Joe: Yes, Erik Dahl did a nice view of usability over time. He went back to the core tenants of usability, including things such as the fact that you need empathy when designing experiences for users. Even though we’ve changed over time, the core tenants are still as relevant as they’ve ever been.

Sally: So how will you apply some of your learnings to your everyday work?

Mike: To me, the importance of speaking to your audience in their language, and feeling comfortable with planning before acting were key takeaways.

Joe: What it does for me was reinforce why we’re doing what we’re doing. Sometimes it’s easy to lose track of why it’s important to plan, or why it’s important to understand the terminology, and so it’s nice to be reminded what we’re doing this for. It was nice to take a day to go back to the root of what we do and why it’s important.

Sally: Plan before acting, I like that! What will you take with you out of these sessions moving forward?

Mike: Our whole career is meant to make the process of interacting with information the best it can be. And what we do is important because we’re trying to make everyday living better by thoughtfully approaching a project and helping give all people an effortless experience. This is 100% what usability professionals are about.

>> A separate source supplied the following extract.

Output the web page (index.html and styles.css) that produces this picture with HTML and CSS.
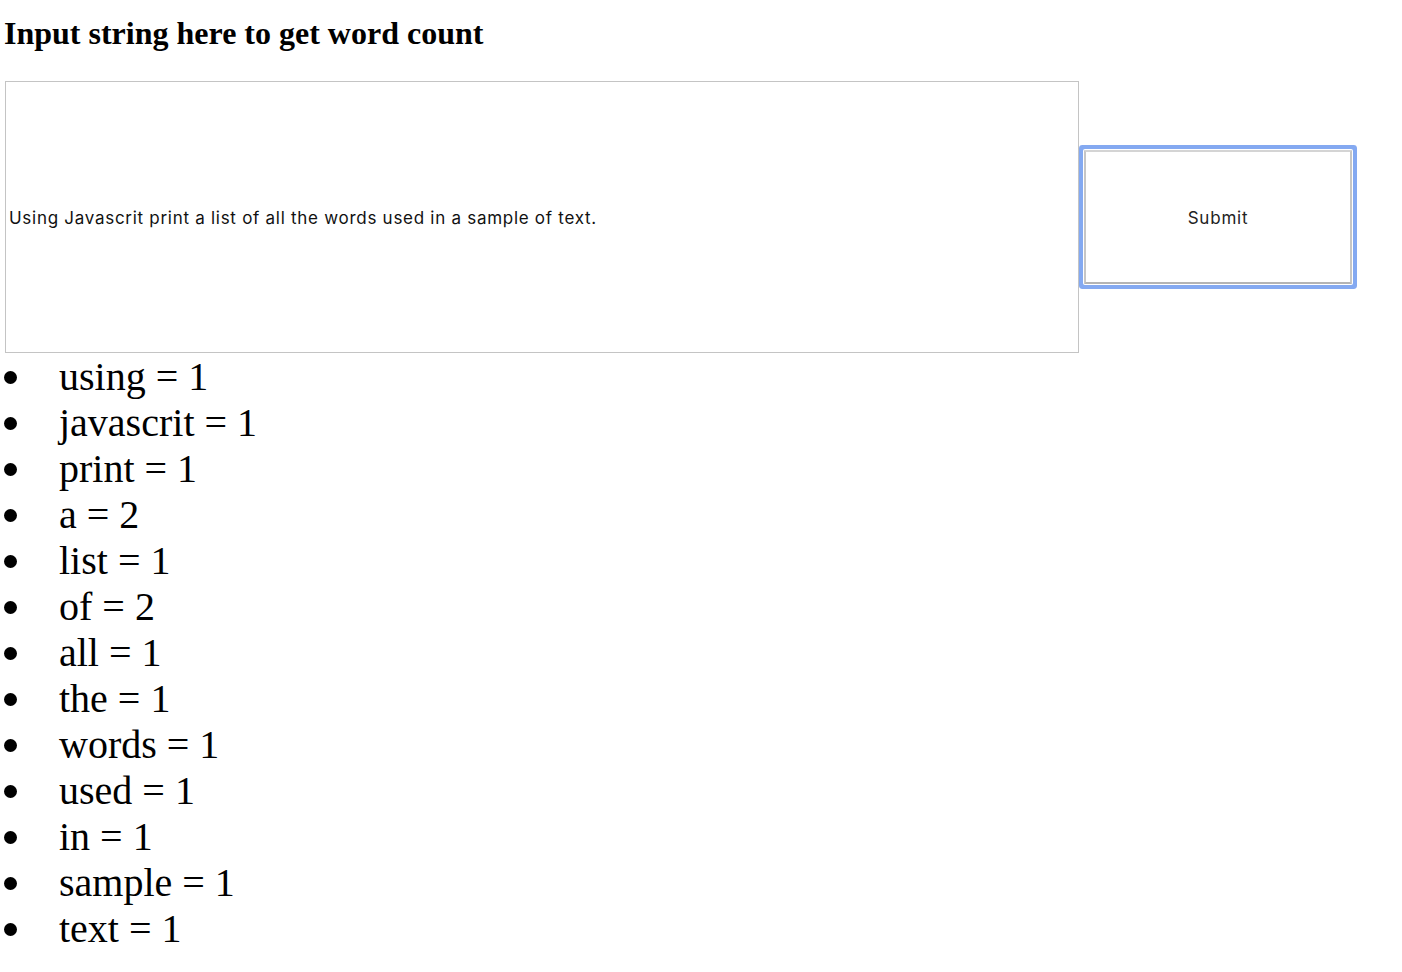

Joe: You can define “better” in many ways—it can be that a person came to an experience and was able to make meaning out of their lives, or that they were able to make a purchase decision. For example, if a person came to a site because they want a new faucet, and we’re able to educate them about different features that will work for their needs, and help them narrow down their choices with products that match and give them the confidence to make the decision, then they achieved what they set out to do. And their world is a little better for it.